If you haven’t read the first two books of the Milkweed Tryptic, you might want to proceed with caution. As Necessary Evil concludes the trilogy, I will be doing some commentary on the series as a whole which will contain some spoilers.
As a book reviewer, I try really hard to keep things professional and not engage in the kind of flailing that you might find in a Twitter feed or Facebook status. However, this book leaves you with a strong desire to go stand outside your local bookstore and grab other customers by their jackets and shake them until they agree to buy a copy of the first book. Partly because it would be a real shame for anyone to miss out on this series, and partly so that I can have people to gush over it with. I can count all the series that have managed to end so neatly without running out of fingers. That feeling the first time you finished Deathly Hallows? It was a lot like that, and, frankly, I wasn’t really expecting to get that kind of satisfaction from the end of series again.
It’s taken me this long to actually get a review up for two very good reasons. These are hard books to read. Most books take me about three days to read or less. All the Milkweed books have required me to slow down, make sure I read every word, really engage with the material intellectually, and keep flipping back and forth through the book since I’m sure this can’t really be happening. It took me a week and half to get through this one. And all these things that I often associate with poorly written books are actually a testament to how detailed and nuanced these books are…a missed sentence might be the lynch pin of the entire series. Also, I had to go back and reread the first two books and then A Necessary Evil again before I was convinced I could make certain statements online and not be in error.
This series is mostly promoted as an alternate history. The Nazis create their perfect supermen by ripping into people’s brains and connecting them to batteries. Unable to muster any kind of a military resistance to this threat, England responds by turning to one of their deepest secrets: warlocks. Honestly, this set up sounds like one of the flashiest summer blockbusters. However, rather than pyrotechnics, we’re treated to a long hard look at the nature of evil. Does the end really justify the means? Apparently not. The demons the warlocks summon ask for blood in payment. A cut. A finger. A victim. Ten. The cost mounts as the desire for power grows…all in the name of the greater good. Finally, things go too far, and the demons get a foothold in our world. England may have had victory over Germany, but the price was the destruction of the world on a level Hilter could never have touched.

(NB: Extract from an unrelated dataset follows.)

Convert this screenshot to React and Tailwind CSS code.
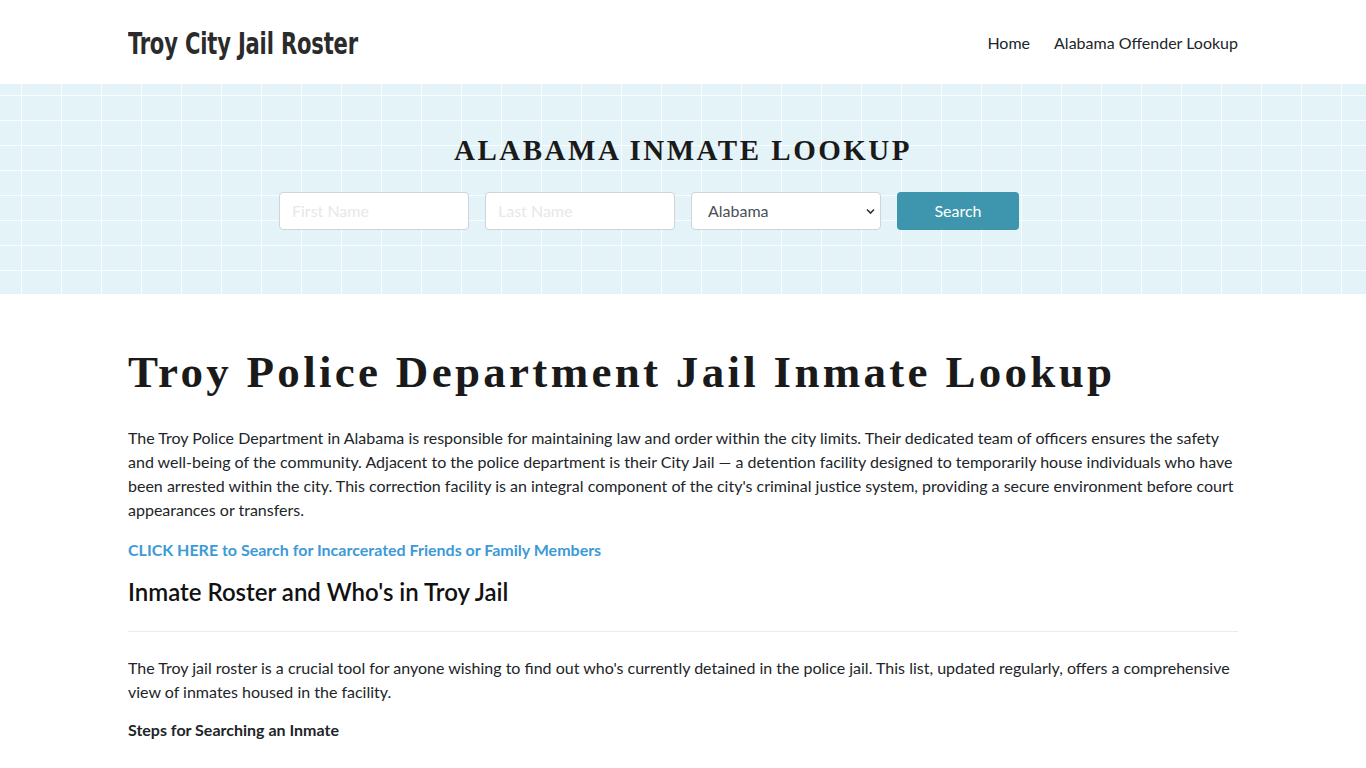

At the center of the schemes of warlocks and superhumans, is a very normal man, Raybould Marsh. He perhaps looses the most in the war and when offered a chance at the end of the second book, he agrees to go back in time to save both the world and his family. And I was stunned. Suddenly, we took a series oddly grounded in our own reality despite demons and man science and turned into a time travel story? I figured this was the point a really promising series jumped the shark. Soon though, I had out my copies of the first two books and started rereading them in parallel. Because the time travel had been there all along.
Honestly, I’m not sure I can academically define how the way Tregillis handled time travel is so superior to how many other series have portrayed it, but for this first time since SG-1 went back to 1969, I found myself enjoying the inclusion of time travel. (Doctor Who is, of course, separate in that it’s always about time travel.) The attention to detail and the plausibility were incredible. I particularly enjoyed how ‘future Marsh” only tweaked the smallest details. Most of us, given the chance to change history, would probably go for something grander, but I think allowing the pebble to start the avalanche is a much more prudent form of rewriting time.
Any further gushing would definitely run the risk of spoiling this amazing trilogy, so suffice it to say, my mind was blown by A Necessary Evil. I would definitely say that this trilogy is both fantasy and science fiction at its very best. But beyond even being a spectacular genre piece, the Milkweed Tryptic is a phenomenal piece of writing. Books like these remind me why I read in the first place.